- Directions for this task
Make an exact transcription of the material, leaving out all images.

[start Data provided]

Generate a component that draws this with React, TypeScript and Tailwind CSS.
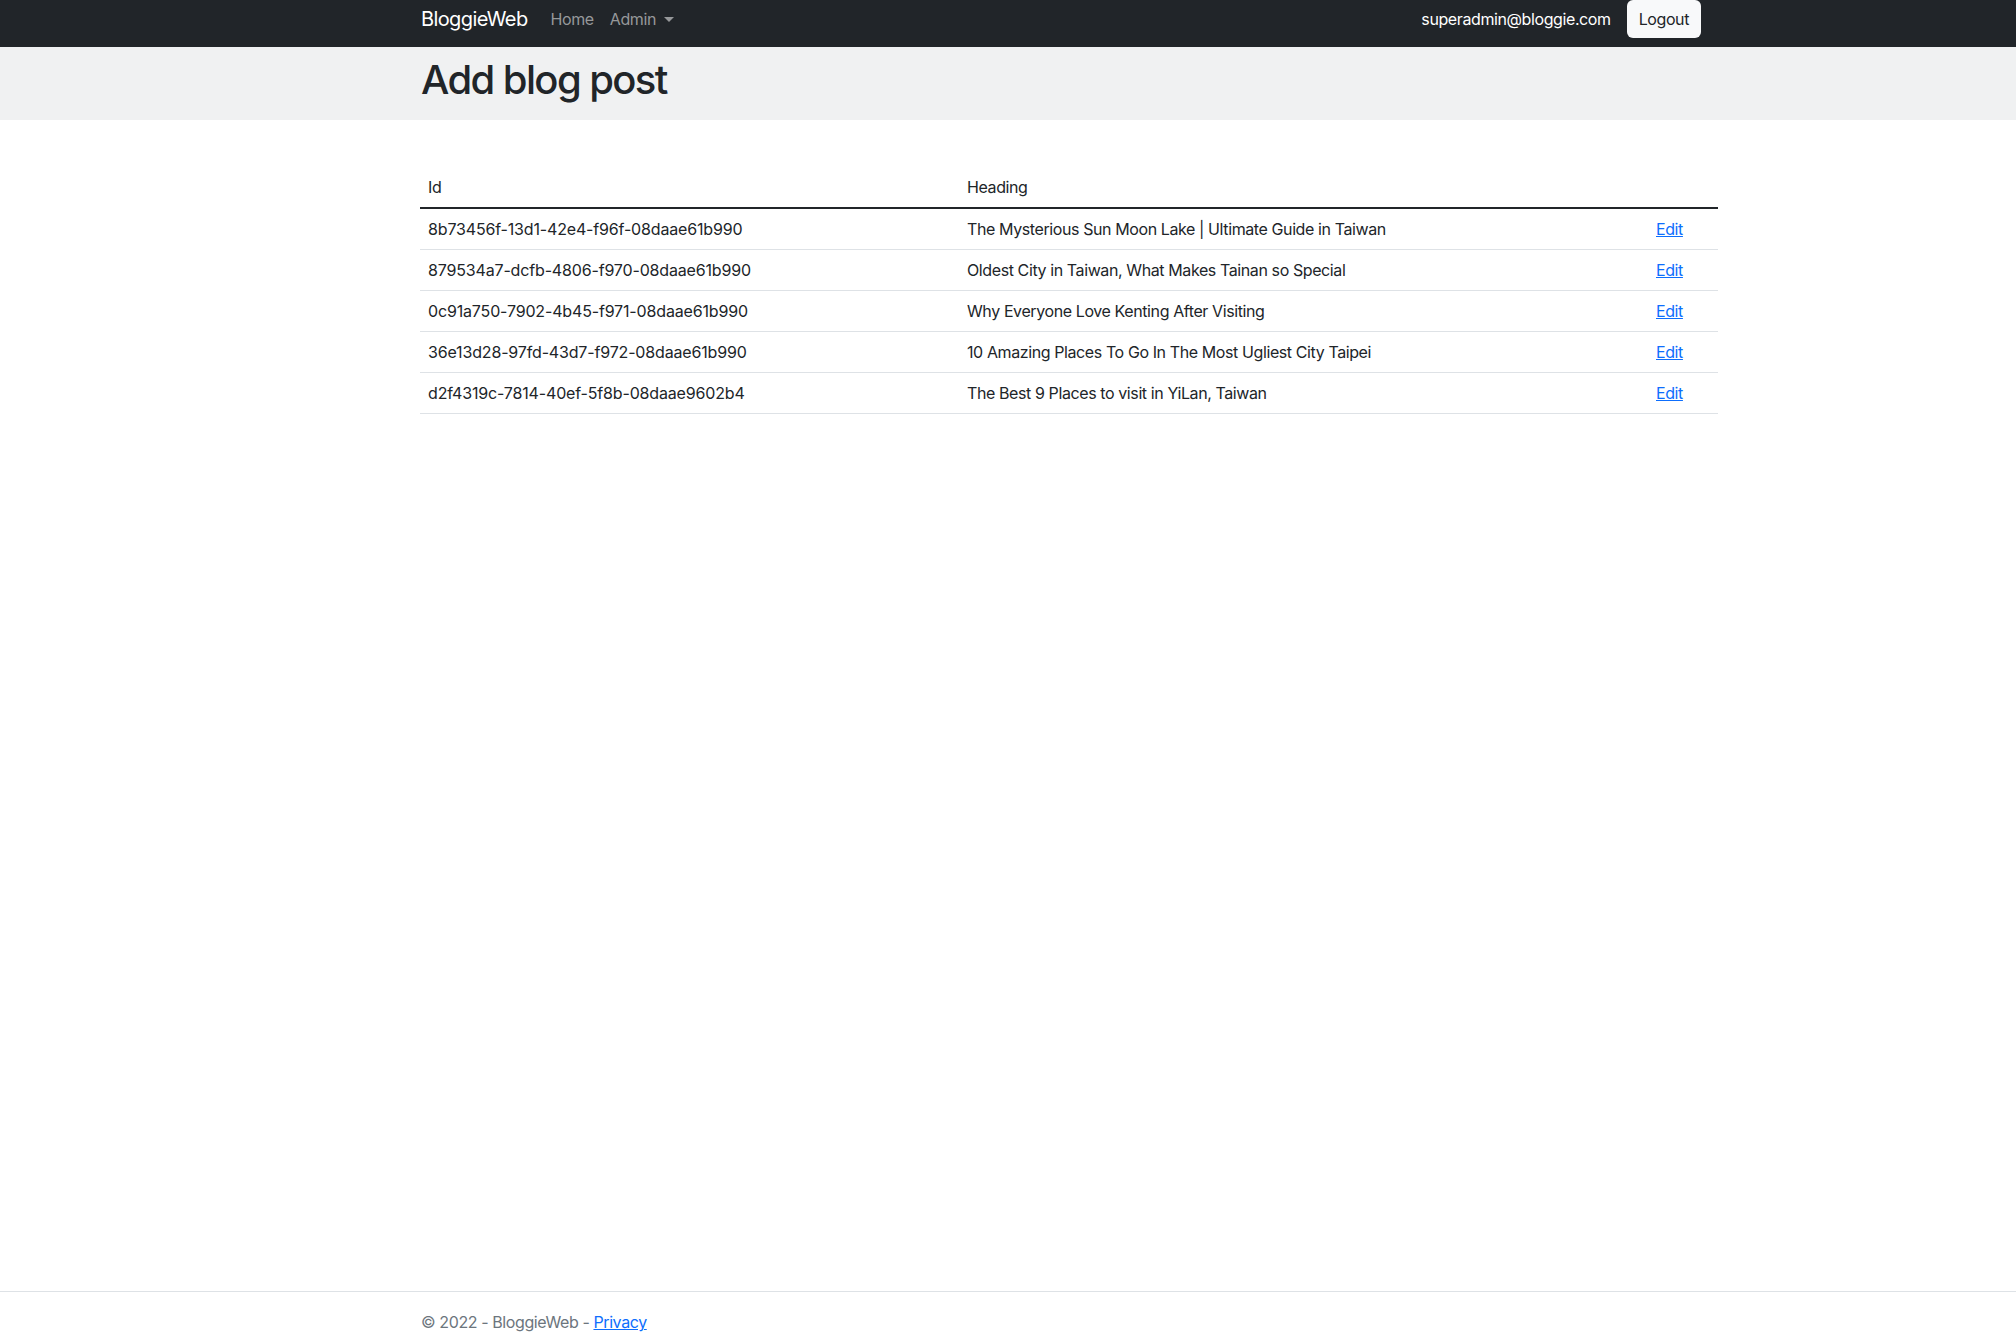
const posts = [
  { id: "8b73456f-13d1-42e4-f96f-08daae61b990", heading: "The Mysterious Sun Moon Lake | Ultimate Guide in Taiwan" },
  { id: "879534a7-dcfb-4806-f970-08daae61b990", heading: "Oldest City in Taiwan, What Makes Tainan so Special" },
  { id: "0c91a750-7902-4b45-f971-08daae61b990", heading: "Why Everyone Love Kenting After Visiting" },
  { id: "36e13d28-97fd-43d7-f972-08daae61b990", heading: "10 Amazing Places To Go In The Most Ugliest City Taipei" },
  { id: "d2f4319c-7814-40ef-5f8b-08daae9602b4", heading: "The Best 9 Places to visit in YiLan, Taiwan" },
];

export default function App() {
  return (
    <div className="flex h-[1344px] flex-col overflow-hidden bg-white font-['Inter',sans-serif] text-[16px] tracking-[-0.025em] text-[#212529]">
      {/* navbar */}
      <nav className="h-[47px] bg-[#212529]">
        <div className="ml-[421px] flex h-[38px] w-[1298px] items-center">
          <a className="mr-[23px] text-[20px] tracking-[-0.03em] text-white">BloggieWeb</a>
          <a className="text-[#96989a]">Home</a>
          <a className="ml-[16px] flex items-center text-[#96989a]">
            Admin
            <span className="ml-[8px] mt-[1px] h-0 w-0 border-x-[5px] border-t-[5px] border-x-transparent border-t-[#96989a]" />
          </a>
          <div className="ml-auto flex items-center">
            <span className="text-white">superadmin@bloggie.com</span>
            <button className="-mt-px ml-[16px] mr-[18px] h-[38px] rounded-[6px] bg-[#f8f9fa] px-[12px] text-[#212529]">
              Logout
            </button>
          </div>
        </div>
      </nav>

      {/* page header */}
      <div className="bg-[#f0f1f2] pb-[16px] pt-[9px]">
        <div className="ml-[421px] w-[1298px]">
          <h1 className="text-[40px] font-medium leading-[48px] tracking-[-0.04em]">Add blog post</h1>
        </div>
      </div>

      {/* table */}
      <main className="flex-1">
        <div className="ml-[420px] mt-[47px] w-[1298px]">
          <table className="w-full table-fixed border-collapse text-left">
            <thead>
              <tr className="border-b-2 border-[#212529]">
                <th className="w-[539px] px-[8px] py-[8px] font-normal leading-[24px]">Id</th>
                <th className="px-[8px] py-[8px] font-normal leading-[24px]">Heading</th>
                <th className="w-[70px] px-[8px] py-[8px] font-normal leading-[24px]"></th>
              </tr>
            </thead>
            <tbody>
              {posts.map((p) => (
                <tr key={p.id} className="border-b border-[#dee2e6]">
                  <td className="px-[8px] py-[8px] leading-[24px] tracking-[-0.01em]">{p.id}</td>
                  <td className="px-[8px] py-[8px] leading-[24px]">{p.heading}</td>
                  <td className="px-[8px] py-[8px] leading-[24px]">
                    <a className="text-[#0d6efd] underline">Edit</a>
                  </td>
                </tr>
              ))}
            </tbody>
          </table>
        </div>
      </main>

      {/* footer */}
      <footer className="h-[53px] overflow-hidden border-t border-[#dee2e6] text-[#6c757d]">
        <div className="ml-[421px] w-[1298px] leading-[60px]">
          © 2022 - BloggieWeb - <a className="text-[#0d6efd] underline">Privacy</a>
        </div>
      </footer>
    </div>
  );
}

[end Data provided]

- Task output
Generate a component that draws this with React, TypeScript and Tailwind CSS.
const posts = [
  { id: "8b73456f-13d1-42e4-f96f-08daae61b990", heading: "The Mysterious Sun Moon Lake | Ultimate Guide in Taiwan" },
  { id: "879534a7-dcfb-4806-f970-08daae61b990", heading: "Oldest City in Taiwan, What Makes Tainan so Special" },
  { id: "0c91a750-7902-4b45-f971-08daae61b990", heading: "Why Everyone Love Kenting After Visiting" },
  { id: "36e13d28-97fd-43d7-f972-08daae61b990", heading: "10 Amazing Places To Go In The Most Ugliest City Taipei" },
  { id: "d2f4319c-7814-40ef-5f8b-08daae9602b4", heading: "The Best 9 Places to visit in YiLan, Taiwan" },
];

export default function App() {
  return (
    <div className="flex h-[1344px] flex-col overflow-hidden bg-white font-['Inter',sans-serif] text-[16px] tracking-[-0.025em] text-[#212529]">
      {/* navbar */}
      <nav className="h-[47px] bg-[#212529]">
        <div className="ml-[421px] flex h-[38px] w-[1298px] items-center">
          <a className="mr-[23px] text-[20px] tracking-[-0.03em] text-white">BloggieWeb</a>
          <a className="text-[#96989a]">Home</a>
          <a className="ml-[16px] flex items-center text-[#96989a]">
            Admin
            <span className="ml-[8px] mt-[1px] h-0 w-0 border-x-[5px] border-t-[5px] border-x-transparent border-t-[#96989a]" />
          </a>
          <div className="ml-auto flex items-center">
            <span className="text-white">superadmin@bloggie.com</span>
            <button className="-mt-px ml-[16px] mr-[18px] h-[38px] rounded-[6px] bg-[#f8f9fa] px-[12px] text-[#212529]">
              Logout
            </button>
          </div>
        </div>
      </nav>

      {/* page header */}
      <div className="bg-[#f0f1f2] pb-[16px] pt-[9px]">
        <div className="ml-[421px] w-[1298px]">
          <h1 className="text-[40px] font-medium leading-[48px] tracking-[-0.04em]">Add blog post</h1>
        </div>
      </div>

      {/* table */}
      <main className="flex-1">
        <div className="ml-[420px] mt-[47px] w-[1298px]">
          <table className="w-full table-fixed border-collapse text-left">
            <thead>
              <tr className="border-b-2 border-[#212529]">
                <th className="w-[539px] px-[8px] py-[8px] font-normal leading-[24px]">Id</th>
                <th className="px-[8px] py-[8px] font-normal leading-[24px]">Heading</th>
                <th className="w-[70px] px-[8px] py-[8px] font-normal leading-[24px]"></th>
              </tr>
            </thead>
            <tbody>
              {posts.map((p) => (
                <tr key={p.id} className="border-b border-[#dee2e6]">
                  <td className="px-[8px] py-[8px] leading-[24px] tracking-[-0.01em]">{p.id}</td>
                  <td className="px-[8px] py-[8px] leading-[24px]">{p.heading}</td>
                  <td className="px-[8px] py-[8px] leading-[24px]">
                    <a className="text-[#0d6efd] underline">Edit</a>
                  </td>
                </tr>
              ))}
            </tbody>
          </table>
        </div>
      </main>

      {/* footer */}
      <footer className="h-[53px] overflow-hidden border-t border-[#dee2e6] text-[#6c757d]">
        <div className="ml-[421px] w-[1298px] leading-[60px]">
          © 2022 - BloggieWeb - <a className="text-[#0d6efd] underline">Privacy</a>
        </div>
      </footer>
    </div>
  );
}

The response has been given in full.